— Begin Provided data —

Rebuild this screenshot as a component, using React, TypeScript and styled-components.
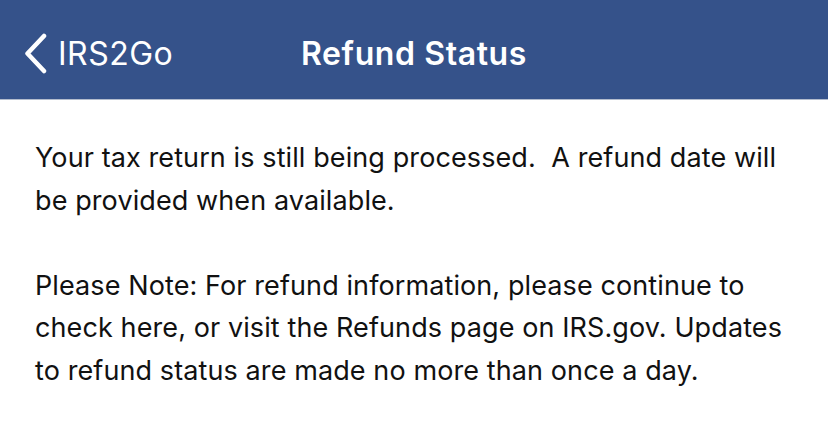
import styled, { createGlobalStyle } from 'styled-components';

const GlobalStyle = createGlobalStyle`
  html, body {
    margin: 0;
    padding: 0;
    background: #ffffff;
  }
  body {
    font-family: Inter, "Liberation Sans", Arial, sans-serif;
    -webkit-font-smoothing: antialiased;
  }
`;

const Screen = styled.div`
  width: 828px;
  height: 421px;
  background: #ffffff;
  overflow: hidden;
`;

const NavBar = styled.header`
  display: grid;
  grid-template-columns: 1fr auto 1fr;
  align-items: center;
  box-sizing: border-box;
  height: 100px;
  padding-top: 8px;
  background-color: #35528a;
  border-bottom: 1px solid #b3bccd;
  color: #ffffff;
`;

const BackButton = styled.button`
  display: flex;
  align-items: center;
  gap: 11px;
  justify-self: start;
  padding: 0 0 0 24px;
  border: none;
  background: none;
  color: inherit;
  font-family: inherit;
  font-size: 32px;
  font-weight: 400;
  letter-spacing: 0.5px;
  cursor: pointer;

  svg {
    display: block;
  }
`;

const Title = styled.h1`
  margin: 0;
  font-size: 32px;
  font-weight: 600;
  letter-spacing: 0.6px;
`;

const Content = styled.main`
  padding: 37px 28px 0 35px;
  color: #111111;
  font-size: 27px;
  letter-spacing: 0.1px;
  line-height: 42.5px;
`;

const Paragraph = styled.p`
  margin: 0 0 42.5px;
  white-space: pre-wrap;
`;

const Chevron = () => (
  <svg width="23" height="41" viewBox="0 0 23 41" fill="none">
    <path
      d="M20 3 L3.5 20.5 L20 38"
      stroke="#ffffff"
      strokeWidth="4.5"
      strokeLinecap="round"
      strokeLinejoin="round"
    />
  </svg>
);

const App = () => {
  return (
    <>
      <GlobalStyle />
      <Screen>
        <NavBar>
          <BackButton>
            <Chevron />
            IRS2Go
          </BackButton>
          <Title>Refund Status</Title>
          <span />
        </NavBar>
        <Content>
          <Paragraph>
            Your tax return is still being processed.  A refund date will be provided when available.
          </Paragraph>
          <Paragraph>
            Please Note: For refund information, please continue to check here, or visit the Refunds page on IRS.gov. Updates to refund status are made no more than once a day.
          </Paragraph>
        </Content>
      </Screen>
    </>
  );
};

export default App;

— End Provided data —
— Begin Provided data —

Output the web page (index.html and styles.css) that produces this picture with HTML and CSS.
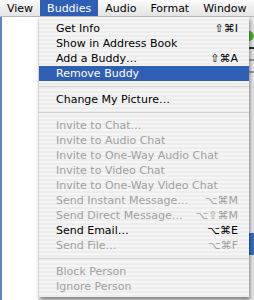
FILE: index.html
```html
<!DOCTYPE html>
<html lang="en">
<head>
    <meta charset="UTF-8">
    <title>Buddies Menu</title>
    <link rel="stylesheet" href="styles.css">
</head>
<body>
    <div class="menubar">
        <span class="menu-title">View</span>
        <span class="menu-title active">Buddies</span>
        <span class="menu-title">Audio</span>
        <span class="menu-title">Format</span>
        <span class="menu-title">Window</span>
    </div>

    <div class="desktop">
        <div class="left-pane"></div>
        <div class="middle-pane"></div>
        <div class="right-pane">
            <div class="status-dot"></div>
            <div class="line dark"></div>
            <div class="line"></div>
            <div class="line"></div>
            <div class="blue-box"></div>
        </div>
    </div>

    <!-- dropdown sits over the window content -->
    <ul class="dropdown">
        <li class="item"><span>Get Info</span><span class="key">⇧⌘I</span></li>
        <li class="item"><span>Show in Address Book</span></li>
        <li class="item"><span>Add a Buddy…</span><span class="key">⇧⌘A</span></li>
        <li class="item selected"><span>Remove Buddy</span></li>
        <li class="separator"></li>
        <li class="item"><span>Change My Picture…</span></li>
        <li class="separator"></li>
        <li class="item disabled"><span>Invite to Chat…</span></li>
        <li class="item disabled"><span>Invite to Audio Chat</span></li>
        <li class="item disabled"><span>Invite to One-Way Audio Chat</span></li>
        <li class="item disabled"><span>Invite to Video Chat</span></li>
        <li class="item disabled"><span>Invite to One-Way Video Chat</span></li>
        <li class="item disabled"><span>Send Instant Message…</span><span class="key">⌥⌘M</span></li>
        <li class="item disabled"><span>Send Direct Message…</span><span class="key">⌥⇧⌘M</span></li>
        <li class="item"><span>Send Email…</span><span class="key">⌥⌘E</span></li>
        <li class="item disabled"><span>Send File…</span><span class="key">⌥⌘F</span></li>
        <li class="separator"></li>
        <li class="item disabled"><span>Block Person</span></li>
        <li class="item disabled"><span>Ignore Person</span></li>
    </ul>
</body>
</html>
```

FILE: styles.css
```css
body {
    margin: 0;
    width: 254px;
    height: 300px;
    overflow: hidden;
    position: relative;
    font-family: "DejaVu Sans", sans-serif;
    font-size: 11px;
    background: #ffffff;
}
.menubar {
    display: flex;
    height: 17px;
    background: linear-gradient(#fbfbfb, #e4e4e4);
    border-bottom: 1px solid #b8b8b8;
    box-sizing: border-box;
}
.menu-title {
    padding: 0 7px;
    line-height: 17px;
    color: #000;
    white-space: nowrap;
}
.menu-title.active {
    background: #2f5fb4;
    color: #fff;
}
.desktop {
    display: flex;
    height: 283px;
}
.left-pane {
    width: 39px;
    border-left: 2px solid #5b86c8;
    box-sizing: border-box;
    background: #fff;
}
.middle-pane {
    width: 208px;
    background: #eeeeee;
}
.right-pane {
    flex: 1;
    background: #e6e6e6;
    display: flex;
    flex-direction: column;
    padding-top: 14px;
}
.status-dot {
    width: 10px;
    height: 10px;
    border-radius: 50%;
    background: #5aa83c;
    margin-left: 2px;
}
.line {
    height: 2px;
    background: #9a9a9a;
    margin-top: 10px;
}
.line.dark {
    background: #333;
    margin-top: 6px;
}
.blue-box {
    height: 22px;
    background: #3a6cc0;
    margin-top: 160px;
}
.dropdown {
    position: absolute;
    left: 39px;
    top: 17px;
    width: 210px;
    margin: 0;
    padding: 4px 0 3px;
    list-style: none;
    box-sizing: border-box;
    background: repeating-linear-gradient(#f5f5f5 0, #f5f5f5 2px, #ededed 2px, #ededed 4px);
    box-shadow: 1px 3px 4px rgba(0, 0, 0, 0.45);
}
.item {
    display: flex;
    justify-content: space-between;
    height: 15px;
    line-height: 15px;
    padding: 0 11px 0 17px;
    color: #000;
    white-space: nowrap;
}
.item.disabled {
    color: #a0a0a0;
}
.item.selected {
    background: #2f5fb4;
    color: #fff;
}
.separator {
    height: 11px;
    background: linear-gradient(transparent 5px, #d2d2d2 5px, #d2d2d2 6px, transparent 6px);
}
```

— End Provided data —

• _Directive_
Where a line above contains the word "styles", copy that line.

• _Correct output_
Output the web page (index.html and styles.css) that produces this picture with HTML and CSS.
    <link rel="stylesheet" href="styles.css">
FILE: styles.css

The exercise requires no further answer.